* [DATASET CONTENT]
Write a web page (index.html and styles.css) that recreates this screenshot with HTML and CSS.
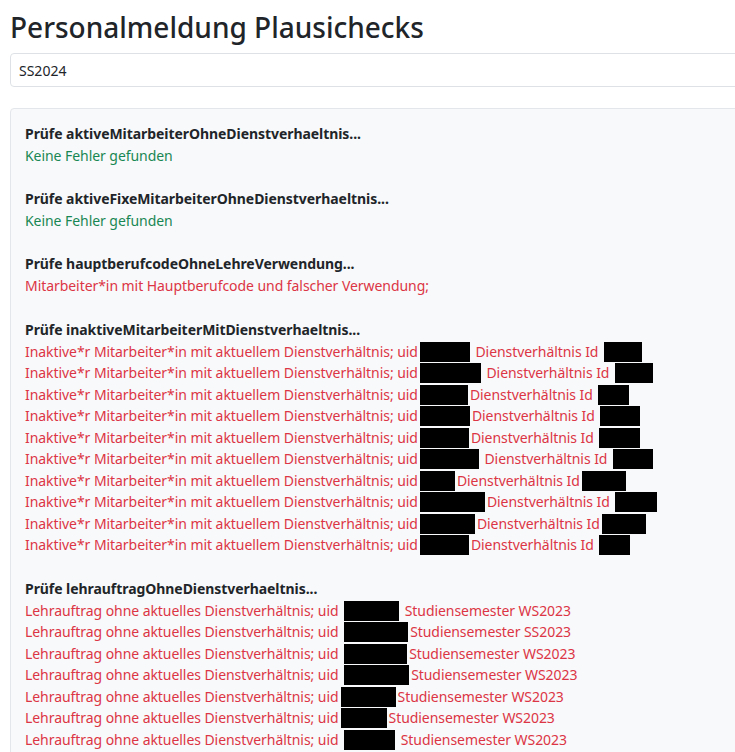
FILE: index.html
```html
<!DOCTYPE html>
<html lang="de">
<head>
  <meta charset="UTF-8" />
  <meta name="viewport" content="width=device-width, initial-scale=1.0" />
  <title>Personalmeldung Plausichecks</title>
  <link rel="stylesheet" href="styles.css">
</head>
<body>
  <div class="page">
    <h1>Personalmeldung Plausichecks</h1>

    <input type="text" class="semester-input" value="SS2024" />

    <div class="results">
      <div class="check">
        <div class="check-title">Prüfe aktiveMitarbeiterOhneDienstverhaeltnis...</div>
        <div class="ok">Keine Fehler gefunden</div>
      </div>

      <div class="check">
        <div class="check-title">Prüfe aktiveFixeMitarbeiterOhneDienstverhaeltnis...</div>
        <div class="ok">Keine Fehler gefunden</div>
      </div>

      <div class="check">
        <div class="check-title">Prüfe hauptberufcodeOhneLehreVerwendung...</div>
        <div class="error">Mitarbeiter*in mit Hauptberufcode und falscher Verwendung;</div>
      </div>

      <div class="check">
        <div class="check-title">Prüfe inaktiveMitarbeiterMitDienstverhaeltnis...</div>
        <div class="error">Inaktive*r Mitarbeiter*in mit aktuellem Dienstverhältnis; uid<span class="redacted" style="width:50px"></span> Dienstverhältnis Id <span class="redacted" style="width:38px"></span></div>
        <div class="error">Inaktive*r Mitarbeiter*in mit aktuellem Dienstverhältnis; uid<span class="redacted" style="width:61px"></span> Dienstverhältnis Id <span class="redacted" style="width:38px"></span></div>
        <div class="error">Inaktive*r Mitarbeiter*in mit aktuellem Dienstverhältnis; uid<span class="redacted" style="width:48px"></span>Dienstverhältnis Id <span class="redacted" style="width:31px"></span></div>
        <div class="error">Inaktive*r Mitarbeiter*in mit aktuellem Dienstverhältnis; uid<span class="redacted" style="width:50px"></span>Dienstverhältnis Id <span class="redacted" style="width:40px"></span></div>
        <div class="error">Inaktive*r Mitarbeiter*in mit aktuellem Dienstverhältnis; uid<span class="redacted" style="width:49px"></span>Dienstverhältnis Id <span class="redacted" style="width:41px"></span></div>
        <div class="error">Inaktive*r Mitarbeiter*in mit aktuellem Dienstverhältnis; uid<span class="redacted" style="width:59px"></span> Dienstverhältnis Id <span class="redacted" style="width:40px"></span></div>
        <div class="error">Inaktive*r Mitarbeiter*in mit aktuellem Dienstverhältnis; uid<span class="redacted" style="width:35px"></span>Dienstverhältnis Id<span class="redacted" style="width:44px"></span></div>
        <div class="error">Inaktive*r Mitarbeiter*in mit aktuellem Dienstverhältnis; uid<span class="redacted" style="width:65px"></span>Dienstverhältnis Id <span class="redacted" style="width:42px"></span></div>
        <div class="error">Inaktive*r Mitarbeiter*in mit aktuellem Dienstverhältnis; uid<span class="redacted" style="width:55px"></span>Dienstverhältnis Id<span class="redacted" style="width:44px"></span></div>
        <div class="error">Inaktive*r Mitarbeiter*in mit aktuellem Dienstverhältnis; uid<span class="redacted" style="width:49px"></span>Dienstverhältnis Id <span class="redacted" style="width:31px"></span></div>
      </div>

      <div class="check">
        <div class="check-title">Prüfe lehrauftragOhneDienstverhaeltnis...</div>
        <div class="error">Lehrauftrag ohne aktuelles Dienstverhältnis; uid <span class="redacted" style="width:55px"></span> Studiensemester WS2023</div>
        <div class="error">Lehrauftrag ohne aktuelles Dienstverhältnis; uid <span class="redacted" style="width:64px"></span>Studiensemester SS2023</div>
        <div class="error">Lehrauftrag ohne aktuelles Dienstverhältnis; uid <span class="redacted" style="width:63px"></span>Studiensemester WS2023</div>
        <div class="error">Lehrauftrag ohne aktuelles Dienstverhältnis; uid <span class="redacted" style="width:65px"></span>Studiensemester WS2023</div>
        <div class="error">Lehrauftrag ohne aktuelles Dienstverhältnis; uid<span class="redacted" style="width:55px"></span>Studiensemester WS2023</div>
        <div class="error">Lehrauftrag ohne aktuelles Dienstverhältnis; uid<span class="redacted" style="width:46px"></span>Studiensemester WS2023</div>
        <div class="error">Lehrauftrag ohne aktuelles Dienstverhältnis; uid <span class="redacted" style="width:51px"></span> Studiensemester WS2023</div>
      </div>
    </div>
  </div>
</body>
</html>
```

FILE: styles.css
```css
html, body {
  overflow: hidden;
}

body {
  font-family: "Noto Sans", "Open Sans", sans-serif;
  font-size: 14px;
  letter-spacing: -0.06px;
  color: #212529;
  background-color: #fff;
  margin: 0;
}

.page {
  width: 760px;
  padding-left: 10px;
}

h1 {
  font-size: 28px;
  font-weight: 500;
  letter-spacing: 0;
  line-height: 38px;
  margin: 8px 0 7px;
}

.semester-input {
  display: block;
  box-sizing: border-box;
  width: 100%;
  height: 34px;
  padding: 0 8px;
  font-family: inherit;
  font-size: 14px;
  color: #212529;
  border: 1px solid #dee2e6;
  border-radius: 4px;
  background: #fff;
}

.results {
  margin-top: 21px;
  padding: 14px 14px 0;
  background-color: #f8f9fa;
  border: 1px solid #e3e6ea;
  border-radius: 4px;
}

.check {
  margin-bottom: 22px;
}

.check-title {
  font-weight: 700;
  line-height: 21px;
  margin-bottom: 1px;
}

.ok {
  color: #198754;
  line-height: 21px;
}

.error {
  color: #dc3545;
  line-height: 21.5px;
  white-space: nowrap;
}

.redacted {
  display: inline-block;
  height: 20px;
  vertical-align: -5px;
  margin: 0 2px;
  background-color: #000;
}
```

* [EXERCISE REQUIREMENTS] Reproduce every line exactly and omit all pictures.

* [FINAL RESULT]
Write a web page (index.html and styles.css) that recreates this screenshot with HTML and CSS.
FILE: index.html
```html
<!DOCTYPE html>
<html lang="de">
<head>
  <meta charset="UTF-8" />
  <meta name="viewport" content="width=device-width, initial-scale=1.0" />
  <title>Personalmeldung Plausichecks</title>
  <link rel="stylesheet" href="styles.css">
</head>
<body>
  <div class="page">
    <h1>Personalmeldung Plausichecks</h1>

    <input type="text" class="semester-input" value="SS2024" />

    <div class="results">
      <div class="check">
        <div class="check-title">Prüfe aktiveMitarbeiterOhneDienstverhaeltnis...</div>
        <div class="ok">Keine Fehler gefunden</div>
      </div>

      <div class="check">
        <div class="check-title">Prüfe aktiveFixeMitarbeiterOhneDienstverhaeltnis...</div>
        <div class="ok">Keine Fehler gefunden</div>
      </div>

      <div class="check">
        <div class="check-title">Prüfe hauptberufcodeOhneLehreVerwendung...</div>
        <div class="error">Mitarbeiter*in mit Hauptberufcode und falscher Verwendung;</div>
      </div>

      <div class="check">
        <div class="check-title">Prüfe inaktiveMitarbeiterMitDienstverhaeltnis...</div>
        <div class="error">Inaktive*r Mitarbeiter*in mit aktuellem Dienstverhältnis; uid<span class="redacted" style="width:50px"></span> Dienstverhältnis Id <span class="redacted" style="width:38px"></span></div>
        <div class="error">Inaktive*r Mitarbeiter*in mit aktuellem Dienstverhältnis; uid<span class="redacted" style="width:61px"></span> Dienstverhältnis Id <span class="redacted" style="width:38px"></span></div>
        <div class="error">Inaktive*r Mitarbeiter*in mit aktuellem Dienstverhältnis; uid<span class="redacted" style="width:48px"></span>Dienstverhältnis Id <span class="redacted" style="width:31px"></span></div>
        <div class="error">Inaktive*r Mitarbeiter*in mit aktuellem Dienstverhältnis; uid<span class="redacted" style="width:50px"></span>Dienstverhältnis Id <span class="redacted" style="width:40px"></span></div>
        <div class="error">Inaktive*r Mitarbeiter*in mit aktuellem Dienstverhältnis; uid<span class="redacted" style="width:49px"></span>Dienstverhältnis Id <span class="redacted" style="width:41px"></span></div>
        <div class="error">Inaktive*r Mitarbeiter*in mit aktuellem Dienstverhältnis; uid<span class="redacted" style="width:59px"></span> Dienstverhältnis Id <span class="redacted" style="width:40px"></span></div>
        <div class="error">Inaktive*r Mitarbeiter*in mit aktuellem Dienstverhältnis; uid<span class="redacted" style="width:35px"></span>Dienstverhältnis Id<span class="redacted" style="width:44px"></span></div>
        <div class="error">Inaktive*r Mitarbeiter*in mit aktuellem Dienstverhältnis; uid<span class="redacted" style="width:65px"></span>Dienstverhältnis Id <span class="redacted" style="width:42px"></span></div>
        <div class="error">Inaktive*r Mitarbeiter*in mit aktuellem Dienstverhältnis; uid<span class="redacted" style="width:55px"></span>Dienstverhältnis Id<span class="redacted" style="width:44px"></span></div>
        <div class="error">Inaktive*r Mitarbeiter*in mit aktuellem Dienstverhältnis; uid<span class="redacted" style="width:49px"></span>Dienstverhältnis Id <span class="redacted" style="width:31px"></span></div>
      </div>

      <div class="check">
        <div class="check-title">Prüfe lehrauftragOhneDienstverhaeltnis...</div>
        <div class="error">Lehrauftrag ohne aktuelles Dienstverhältnis; uid <span class="redacted" style="width:55px"></span> Studiensemester WS2023</div>
        <div class="error">Lehrauftrag ohne aktuelles Dienstverhältnis; uid <span class="redacted" style="width:64px"></span>Studiensemester SS2023</div>
        <div class="error">Lehrauftrag ohne aktuelles Dienstverhältnis; uid <span class="redacted" style="width:63px"></span>Studiensemester WS2023</div>
        <div class="error">Lehrauftrag ohne aktuelles Dienstverhältnis; uid <span class="redacted" style="width:65px"></span>Studiensemester WS2023</div>
        <div class="error">Lehrauftrag ohne aktuelles Dienstverhältnis; uid<span class="redacted" style="width:55px"></span>Studiensemester WS2023</div>
        <div class="error">Lehrauftrag ohne aktuelles Dienstverhältnis; uid<span class="redacted" style="width:46px"></span>Studiensemester WS2023</div>
        <div class="error">Lehrauftrag ohne aktuelles Dienstverhältnis; uid <span class="redacted" style="width:51px"></span> Studiensemester WS2023</div>
      </div>
    </div>
  </div>
</body>
</html>
```

FILE: styles.css
```css
html, body {
  overflow: hidden;
}

body {
  font-family: "Noto Sans", "Open Sans", sans-serif;
  font-size: 14px;
  letter-spacing: -0.06px;
  color: #212529;
  background-color: #fff;
  margin: 0;
}

.page {
  width: 760px;
  padding-left: 10px;
}

h1 {
  font-size: 28px;
  font-weight: 500;
  letter-spacing: 0;
  line-height: 38px;
  margin: 8px 0 7px;
}

.semester-input {
  display: block;
  box-sizing: border-box;
  width: 100%;
  height: 34px;
  padding: 0 8px;
  font-family: inherit;
  font-size: 14px;
  color: #212529;
  border: 1px solid #dee2e6;
  border-radius: 4px;
  background: #fff;
}

.results {
  margin-top: 21px;
  padding: 14px 14px 0;
  background-color: #f8f9fa;
  border: 1px solid #e3e6ea;
  border-radius: 4px;
}

.check {
  margin-bottom: 22px;
}

.check-title {
  font-weight: 700;
  line-height: 21px;
  margin-bottom: 1px;
}

.ok {
  color: #198754;
  line-height: 21px;
}

.error {
  color: #dc3545;
  line-height: 21.5px;
  white-space: nowrap;
}

.redacted {
  display: inline-block;
  height: 20px;
  vertical-align: -5px;
  margin: 0 2px;
  background-color: #000;
}
```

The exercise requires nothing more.